Not only does the Guardian have little to say on the wider relations exemplified by the industry Boseley so eloquently nails; it fails to see that the wars it cheers on – call me an old softy but I’m willing to put some of that down to credulity – as just or humanitarian show themselves on closer inspection to serve those very same relations of exploitation. Which observation leads naturally enough to oil … to middle east … to Syria … to George Monbiot … and thence to that second excellent feature in this week’s Guardian.

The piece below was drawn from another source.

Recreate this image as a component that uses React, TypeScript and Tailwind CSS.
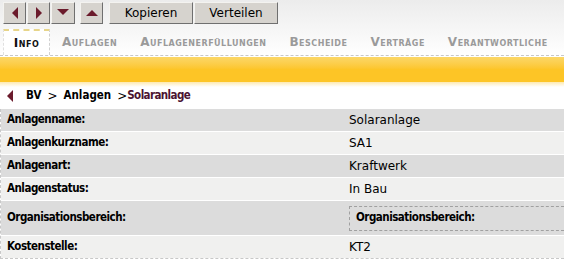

Monbiot’s piece on Tuesday – The Lake District’s world heritage site status is a betrayal of the living world – sees him at his shining best: passionate, supremely articulate, in command of the facts. I’ve watched this writer’s progression from liberal environmentalist through to the realisation, albeit partial and implicit, that our biggest existential threat is posed by a system for organising wealth creation which guarantees that the environment and all else must come a poor second to the imperatives of profit accumulation.

That realisation has led him to widen his focus to other aspects of capitalism and/or its state machinery. (See his video blog, also this week, on the Grenfell killings.) That an insufficiently critical grasp of ‘univeralism‘ has led Monbiot to de facto defence of imperialist war on Syria, and stubborn vanity to unseemly conduct in debating the same, are no small matters but do not detract from what he does get right.

So George – why not stick to what you do best, mate?

Acknowledgement: on the relationship between immigration controls, high unemployment and super-profits I’m indebted to John Smith’s difficult but invaluable work, Imperialism in the Twenty-first Century. Likewise for the sharing of those super-profits by the different capitals and, through taxes and tariffs, the state.